Now, more than ever, The Divine Comedy - despite comprising a string and brass section as well as the standard guitarist, bassist, drummer and pianist - is about one man: Neil Hannon. Striding on stage to a stirring soundtrack, the one-time dandy spreads his arms to his adoring fans like a conquering hero.

Hannon's songs have always been heavy on bathos as well as pathos, setting lyrics about the most mundane acts of daily life to soaring orchestral arrangements, so such a start can only be ironic. But, given that he fails to introduce a single member of his band, it's hard to be sure.

But once Hannon lets loose his soaring baritone, he's forgiven. He lays into "Mother Dear", from the latest album Victory for the Comic Muse, with a will. Next up is "Bad Ambassador" from Regeneration (2001), and more barnstorming vocals.

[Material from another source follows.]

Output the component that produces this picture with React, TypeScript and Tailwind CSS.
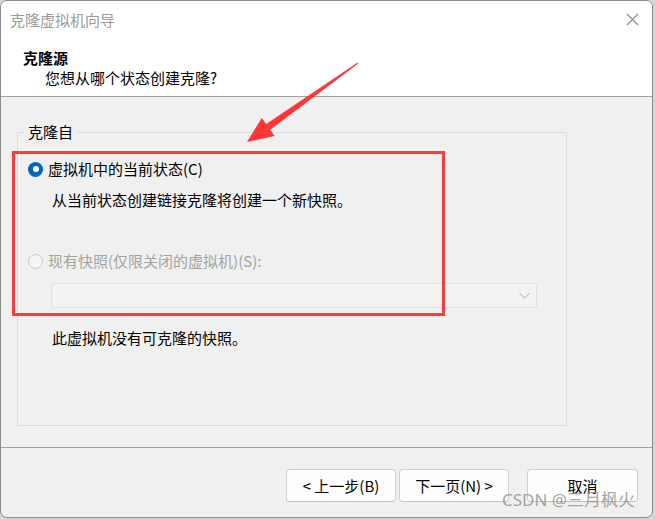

The audience, bizarrely decorous, seem unmoved; after the crowd-pleaser "Becoming More Like Alfie", off 1996's Casanova, fails to generate more than a few sedate pogos, Hannon drily addresses everyone in the circle seats: "Thank you everyone who's sitting down."

However, "Diva Lady", a savage attack on celebrity girls, and the melancholic "A Lady of a Certain Age", both off the new album, warm proceedings up. Old favourites from the early Nineties - "Daddy's Car", "When the Lights Go Out All Over Europe" and "Don't Look Down" - also get a warm reception; Hannon, it seems, knows the longevity of his audience.

The concert really kicks off about halfway through. Presumably in sly protest at the Roundhouse's no-smoking policy, Hannon lights up before launching into "The Plough". When he gets to the chorus ("I'll plough my own furrow, I'll go my own way"), there's a wave of laughter.

From then on, everyone's warmed up. Giving his backing band a break, Hannon asks for requests. It turns out that his fans are more au fait with his obscurer songs than Hannon is: he forgets the lyrics to "Lost Property" and "Sweden" and asks the front row for a lead. Still, the acoustic interlude is charming and sets up a series of favourites to close, including "Something for the Weekend", "Tonight We Fly", "Die a Virgin" and, of course, the wildly popular "National Express". We even get an impromptu rendering of The Doors' "Touch Me", in honour both of Hannon's wife (a Doors fan, apparently), and of the refurbished Roundhouse. And there's a second encore, of "Sunrise", his anthem against sectarianism. It's a moving way to end.